Warner Bros. Discovery said its board has determined that Paramount Skydance’s revised offer is a “Company Superior Proposal” under WBD’s merger agreement with Netflix.
The offer includes $31 per WBD share in cash, a $7 billion regulatory termination fee, and Paramount Skydance funding the $2.8 billion termination fee required to exit the Netflix agreement.
Paramount+ and HBO Max are set to merge into a single streaming service while keeping the HBO brand operating independently.
This merger lands at a time and in a market that has moved from land grab to retention.
Antenna’s latest “State of Subscriptions” report says premium SVOD growth fell to single digits for the first time, with total subscribers up 7% in 2025, down from 12% in 2024.
When net adds slow, a combined Paramount-WBD has to win on pricing, bundling and content cadence, not just library size.
Any “one app” plan also has to decide what happens to ad tiers, bundles with telcos and pay-TV partners, and the price points that consumers will tolerate.
Ampere-linked forecasts put 2025 content spend growth at just 0.4%, to about $248 billion, which is modest growth, not a cost reset.
Deal scrutiny has already focused on “synergies” and the risk of job cuts, with reports pointing to multi-billion-dollar savings targets that typically come from overlapping corporate functions, technology and back-office consolidation.
With Netflix backing out, it is clear the streaming leader did not match the revised economics.
WBD’s filing also makes clear Paramount Skydance is paying the Netflix breakup fee, effectively buying Netflix out of the race rather than outbidding it in perpetuity.
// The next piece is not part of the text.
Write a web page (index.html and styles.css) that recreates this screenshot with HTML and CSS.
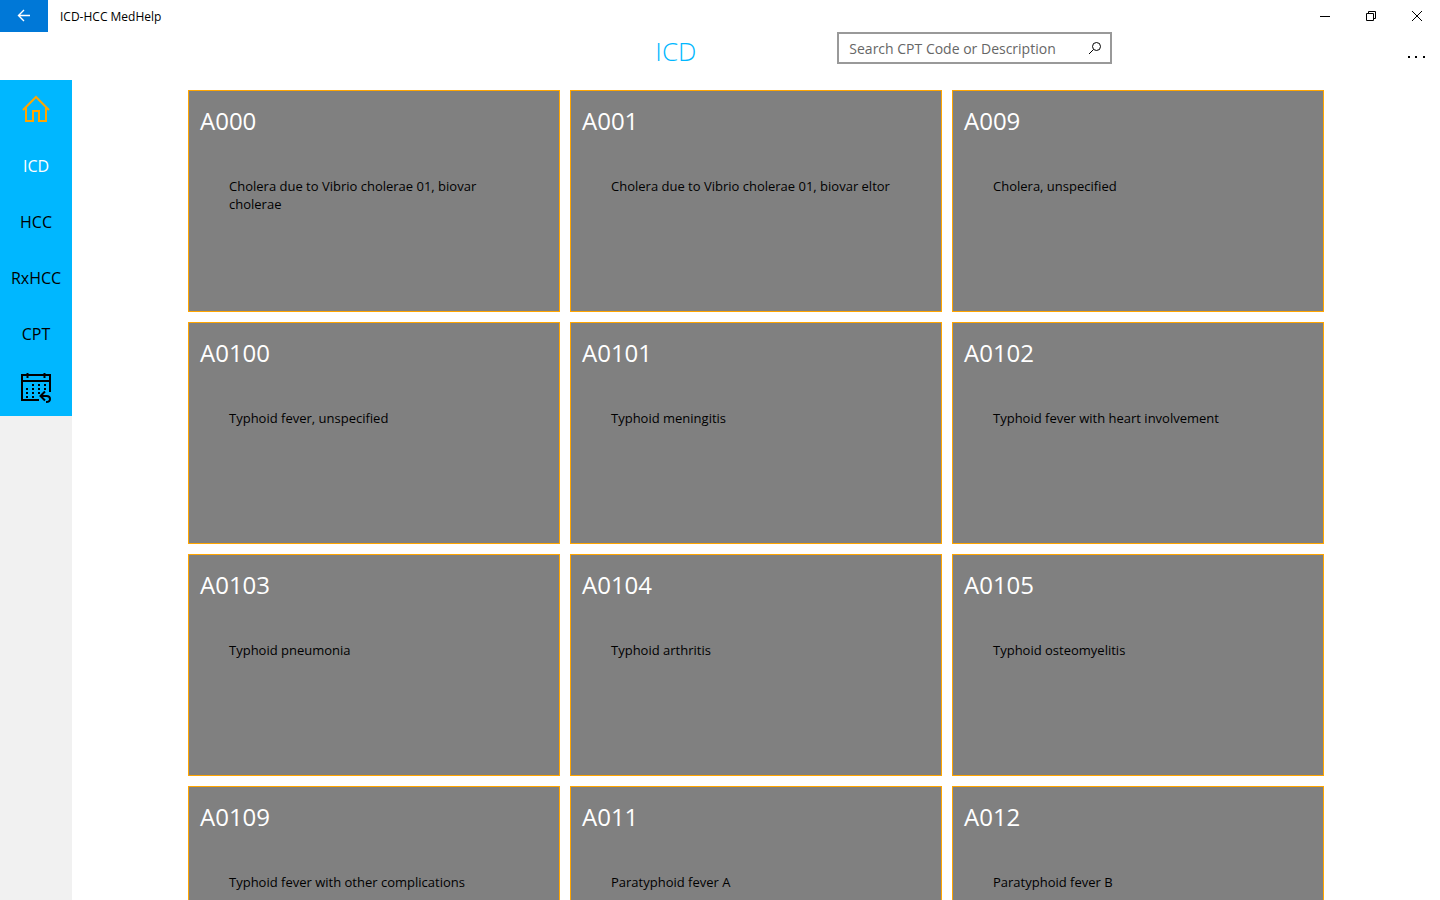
FILE: index.html
```html
<!DOCTYPE html>
<html lang="en">
<head>
<meta charset="UTF-8">
<meta name="viewport" content="width=device-width, initial-scale=1.0">
<title>ICD-HCC MedHelp</title>
<link rel="stylesheet" href="styles.css">
</head>
<body>

<div class="titlebar">
  <button class="back" aria-label="Back">
    <svg width="14" height="14" viewBox="0 0 14 14"><path d="M13 6.500H1.500M7 1L1.500 6.500L7 12"/></svg>
  </button>
  <span class="app-name">ICD-HCC MedHelp</span>
  <button class="win-btn" aria-label="Minimize">
    <svg width="10" height="10" viewBox="0 0 10 10"><path d="M0 5.500H10"/></svg>
  </button>
  <button class="win-btn" aria-label="Restore">
    <svg width="10" height="10" viewBox="0 0 10 10"><path d="M.5 2.500H7.500V9.500H.5ZM2.500 2.500V.5H9.500V7.500H7.500"/></svg>
  </button>
  <button class="win-btn" aria-label="Close">
    <svg width="10" height="10" viewBox="0 0 10 10"><path d="M0 0L10 10M10 0L0 10"/></svg>
  </button>
</div>

<header class="header">
  <h1>ICD</h1>
  <form class="search">
    <input type="text" aria-label="Search CPT Code or Description" placeholder="Search CPT Code or Description">
    <button type="button" aria-label="Search">
      <svg width="14" height="14" viewBox="0 0 14 14"><circle cx="8.500" cy="5.500" r="4"/><path d="M5.500 8.500L1 13"/></svg>
    </button>
  </form>
  <button class="more" aria-label="More">
    <svg width="18" height="4" viewBox="0 0 18 4"><path d="M1 2h2v2H1zM8 2h2v2H8zM16 2h2v2h-2z"/></svg>
  </button>
</header>

<div class="page">
  <nav class="sidebar">
    <a href="#home" class="home" aria-label="Home">
      <svg width="28" height="28" viewBox="0 0 28 28"><path d="M1 16L14 3L27 16M4 13.500V27H11V17H17V27H24V13.500"/></svg>
    </a>
    <a href="#icd" class="label active">ICD</a>
    <a href="#hcc" class="label">HCC</a>
    <a href="#rxhcc" class="label">RxHCC</a>
    <a href="#cpt" class="label">CPT</a>
    <a href="#calendar" class="calendar" aria-label="Calendar">
      <svg width="32" height="32" viewBox="0 0 32 32">
        <path d="M19 28H2V3H30V20M2 9H30M7.500 1V6M24.500 1V6"/>
        <path class="dots" d="M12 13H26M6 17H26M6 21H20M6 25H14"/>
        <path d="M25 19.500L20.500 24L25 28.500M21 24H26.500Q30 24 30 27Q30 30 26 30"/>
      </svg>
    </a>
  </nav>

  <main class="codes">
    <article class="card"><h2>A000</h2><p>Cholera due to Vibrio cholerae 01, biovar cholerae</p></article>
    <article class="card"><h2>A001</h2><p>Cholera due to Vibrio cholerae 01, biovar eltor</p></article>
    <article class="card"><h2>A009</h2><p>Cholera, unspecified</p></article>
    <article class="card"><h2>A0100</h2><p>Typhoid fever, unspecified</p></article>
    <article class="card"><h2>A0101</h2><p>Typhoid meningitis</p></article>
    <article class="card"><h2>A0102</h2><p>Typhoid fever with heart involvement</p></article>
    <article class="card"><h2>A0103</h2><p>Typhoid pneumonia</p></article>
    <article class="card"><h2>A0104</h2><p>Typhoid arthritis</p></article>
    <article class="card"><h2>A0105</h2><p>Typhoid osteomyelitis</p></article>
    <article class="card"><h2>A0109</h2><p>Typhoid fever with other complications</p></article>
    <article class="card"><h2>A011</h2><p>Paratyphoid fever A</p></article>
    <article class="card"><h2>A012</h2><p>Paratyphoid fever B</p></article>
  </main>
</div>

</body>
</html>
```
FILE: styles.css
```css
* {
  box-sizing: border-box;
}
body {
  margin: 0;
  height: 100vh;
  display: flex;
  flex-direction: column;
  overflow: hidden;
  font-family: "Open Sans", "Noto Sans", sans-serif;
  color: #000;
  background: #fff;
}
h1, h2, p {
  margin: 0;
}
button {
  display: flex;
  align-items: center;
  justify-content: center;
  padding: 0;
  border: none;
  background: none;
  cursor: pointer;
}
svg {
  display: block;
  fill: none;
  stroke: currentColor;
}

/* Window title bar */
.titlebar {
  display: flex;
  align-items: center;
  flex: none;
  height: 32px;
}
.back {
  width: 48px;
  height: 32px;
  color: #fff;
  background: #0078d7;
}
.back svg {
  stroke-width: 1.4;
}
.app-name {
  flex: 1;
  padding-left: 12px;
  font-size: 12px;
}
.win-btn {
  width: 46px;
  height: 32px;
  color: #000;
}

/* Page heading and search */
.header {
  display: grid;
  grid-template-columns: 2fr 182px 275px 1fr;
  flex: none;
  height: 48px;
}
.header h1 {
  grid-column: 2;
  font-size: 26px;
  font-weight: 300;
  line-height: 38px;
  color: #00b7ff;
}
.search {
  display: flex;
  height: 32px;
  border: 2px solid #999;
}
.search input {
  flex: 1;
  min-width: 0;
  padding: 0 0 0 10px;
  border: none;
  outline: none;
  font-family: inherit;
  font-size: 14px;
  background: none;
}
.search input::placeholder {
  color: #666;
  opacity: 1;
}
.search button {
  width: 30px;
}
.more {
  justify-self: end;
  width: 48px;
}
.more svg {
  fill: #000;
  stroke: none;
}

/* Side menu */
.page {
  display: flex;
  flex: 1;
  min-height: 0;
}
.sidebar {
  flex: none;
  width: 72px;
  background: #f1f1f1;
}
.sidebar a {
  display: flex;
  align-items: center;
  justify-content: center;
  height: 56px;
  font-size: 16px;
  color: #000;
  text-decoration: none;
  background: #00b7ff;
}
.sidebar .label {
  padding-top: 4px;
}
.sidebar svg {
  stroke-width: 2;
}
.sidebar .home {
  color: orange;
}
.sidebar .active {
  color: #fff;
}
.calendar .dots {
  stroke-dasharray: 2 4;
}

/* Code cards */
.codes {
  flex: 1;
  display: grid;
  grid-template-columns: repeat(auto-fill, 372px);
  grid-auto-rows: 222px;
  justify-content: center;
  gap: 10px;
  padding: 10px 0;
  overflow-y: auto;
  scrollbar-width: none;
}
.card {
  padding: 12px 11px;
  border: 1px solid orange;
  background: #808080;
}
.card h2 {
  font-size: 24px;
  font-weight: 400;
  line-height: 36px;
  color: #fff;
}
.card p {
  padding: 38px 29px 0;
  font-size: 13px;
  line-height: 18px;
}
```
The first year will test whether the combined company can lift ARPU without triggering higher churn, keep HBO’s premium perception intact inside a larger bundle, and hold content output steady while cutting real costs.
In today’s streaming market, the million-dollar question for the merged entity is simple: can it convert scale into cash flow while subscriber growth slows and content bills stay high?